Forli. Eterno Macbeth La sua follia vi travolgerà
Notizia pubblicata il 13 marzo 2009
Categoria notizia : Spettacoli
GABRIELE LAVIA è Macbeth, interprete di una tragedia oscura e inquietante. Una tragedia da incubo, in cartellone fino a domenica al teatro Fabbri (info 0543-712170, oggi alle 18.30 al Foyer ci sarà un incontro con il pubblico).
Il male è dentro Macbeth e questo male diviene man mano sempre più potente e inarrestabile, come un pugnale nella mente tanto da togliere il sonno al protagonista. Ogni elemento della scenografia è in funzione della follia e della paura che dominano sovrane.
Particolarmente efficace la scena dello specchio in cui compaiono figure che fanno profezie e quella dell’armatura che scende dall’alto. Oggi e sempre, anche in quel ‘Domani e domani e domani’ così invocato da Macbeth/Lavia. «La vita è un’ombra che cammina — dirà Macbeth nel famoso monologo —, un povero attore che si agita sulla scena, ma di cui non resta alcuna memoria». E concluderà: «La vita è una storia raccontata da un idiota».
GRANDE ATTORE, capace di indagare in modo sorprendente fin nelle più sottili frange della psiche umana, Lavia offre un’interpretazione di grande qualità. Il suo Macbeth è un uomo vinto dal male e dall’ambizione, ma anche tormentato dagli incubi e dalle paure. «Abbiamo tagliato il serpente — le parole sono sempre di Macbeth — ma non lo abbiamo ucciso». Un personaggio per certi versi moderno con spaccature che Lavia sa far emergere con grande calibro. L’ambientazione è quella degli anni ‘30, quella della dittatura nazista. Il fondale è formato da teli trasparenti davanti e dietro i quali si alternano i ruoli di realtà e finzione declinati dagli attori.

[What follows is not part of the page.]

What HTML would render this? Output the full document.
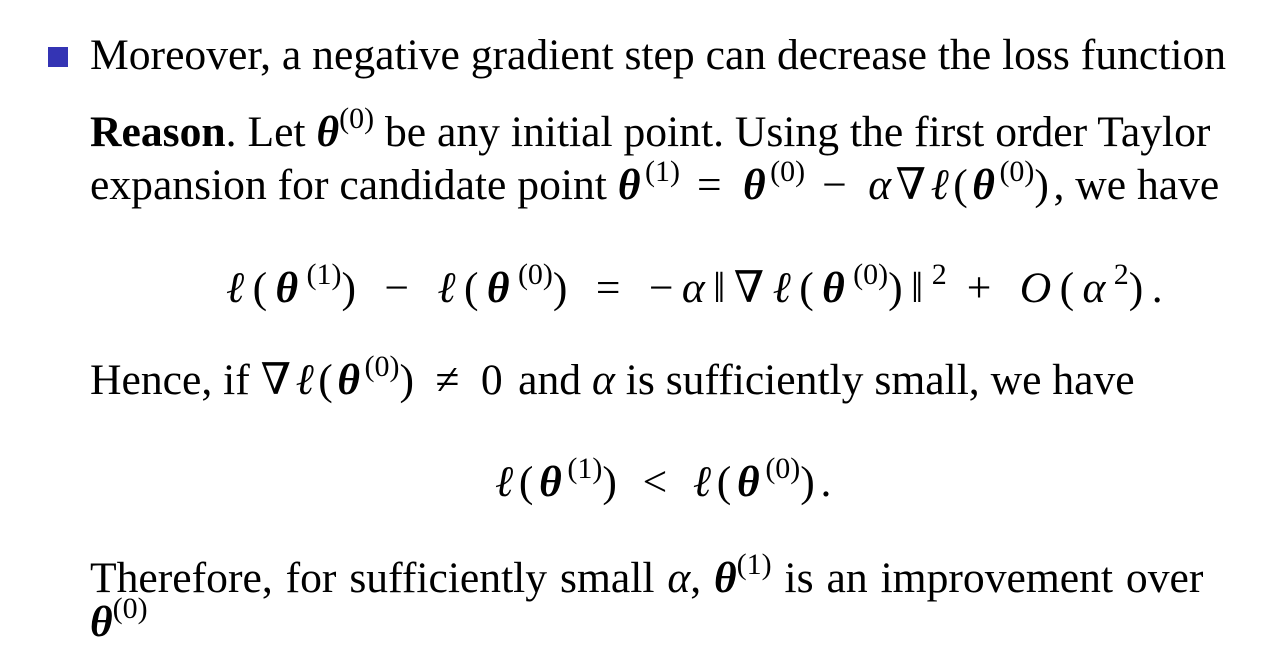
<!DOCTYPE html>
<html><head><meta charset="utf-8"><style>
body{margin:0;width:1262px;height:670px;background:#fff;overflow:hidden;position:relative;font-family:"Liberation Serif","DejaVu Serif",serif;color:#000}
.l{position:absolute;font-size:43.6px;line-height:44px;white-space:nowrap}
i{font-style:italic}
.t{font-weight:bold;font-style:italic}
.m{letter-spacing:4.5px}
.o{margin:0 17px}
.o2{margin:0 20px}
sup{font-size:30px;vertical-align:0;position:relative;top:-18px;font-style:normal;font-weight:normal;letter-spacing:0}
.bul{position:absolute;left:48px;top:47px;width:20px;height:20px;background:#3434b4}
</style></head><body>
<div class="bul"></div>
<div class="l" style="left:90px;top:33px">Moreover, a negative gradient step can decrease the loss function</div>
<div class="l" style="left:90px;top:110px"><b>Reason</b>. Let <span class="t">θ</span><sup>(0)</sup> be any initial point. Using the first order Taylor</div>
<div class="l" style="left:90px;top:163px">expansion for candidate point <span class="m"><span class="t">θ</span><sup>(1)</sup><span class="o">=</span><span class="t">θ</span><sup>(0)</sup><span class="o">−</span><i>α</i>∇<i>ℓ</i>(<span class="t">θ</span><sup>(0)</sup>)</span>, we have</div>
<div class="l" style="left:226px;top:266px;letter-spacing:8.4px"><i>ℓ</i>(<span class="t">θ</span><sup>(1)</sup>)<span class="o2">−</span><i>ℓ</i>(<span class="t">θ</span><sup>(0)</sup>)<span class="o2">=</span>−<i>α</i>‖∇<i>ℓ</i>(<span class="t">θ</span><sup>(0)</sup>)‖<sup>2</sup><span class="o2">+</span><i>O</i>(<i>α</i><sup>2</sup>).</div>
<div class="l" style="left:90px;top:358px">Hence, if <span class="m">∇<i>ℓ</i>(<span class="t">θ</span><sup>(0)</sup>)<span class="o">≠</span>0</span> and <i>α</i> is sufficiently small, we have</div>
<div class="l" style="left:495px;top:460px;letter-spacing:5.7px"><i>ℓ</i>(<span class="t">θ</span><sup>(1)</sup>)<span class="o2">&lt;</span><i>ℓ</i>(<span class="t">θ</span><sup>(0)</sup>).</div>
<div class="l" style="left:90px;top:556px;word-spacing:2px">Therefore, for sufficiently small <i>α</i>, <span class="t">θ</span><sup>(1)</sup> is an improvement over</div>
<div class="l" style="left:90px;top:600px"><span class="t">θ</span><sup>(0)</sup></div>
</body></html>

Il palcoscenico ricoperto di terra, le assi di legno che collegano il palco con la platea, un ammasso di abiti, bauli di trovarobato, riflettori e anche il lavandino con lo specchio: tutto ha un preciso significato. Così come lo ha il rosso del sangue e la necessità, anche emblematica, di lavarsi le mani sporche di sangue nel lavandino/coscienza, oppure l’osservare la propria immagine nello specchio, come rito preparatorio del ‘fare’ e quindi anche dell’uccidere. Dunque la realtà e il suo doppio: i volti sono la maschera dei cuori.
ACCANTO a Macbeth c’è la moglie, lady Macbeth (Giovanna Di Rauso) la mente degli efferati crimini, la donna spietata che spinge il marito a compiere i delitti e lui, povero burattino, volge le spalle al pubblico come nella scena del convito dei sudditi, anch’essi marionette che si muovono e applaudono quasi a comando, tanto che i ruoli di personaggio e di attore si intrecciano e si confondono. Il desiderio di potere di Macbeth scatena una pluralità di sensazioni che vanno dalla violenza all’angoscia e alla paura di essere scoperto e, di conseguenza, perdere quel ‘potere’ che ha condizionato la sua vita. «Ho poppato ogni specie di orrore fino ad ingozzarmi», dirà il tiranno, presentandosi quasi come un clown grottesco, con un cappotto dalle spalle larghe, le scarpe con zeppe. E in testa, una corona di carta.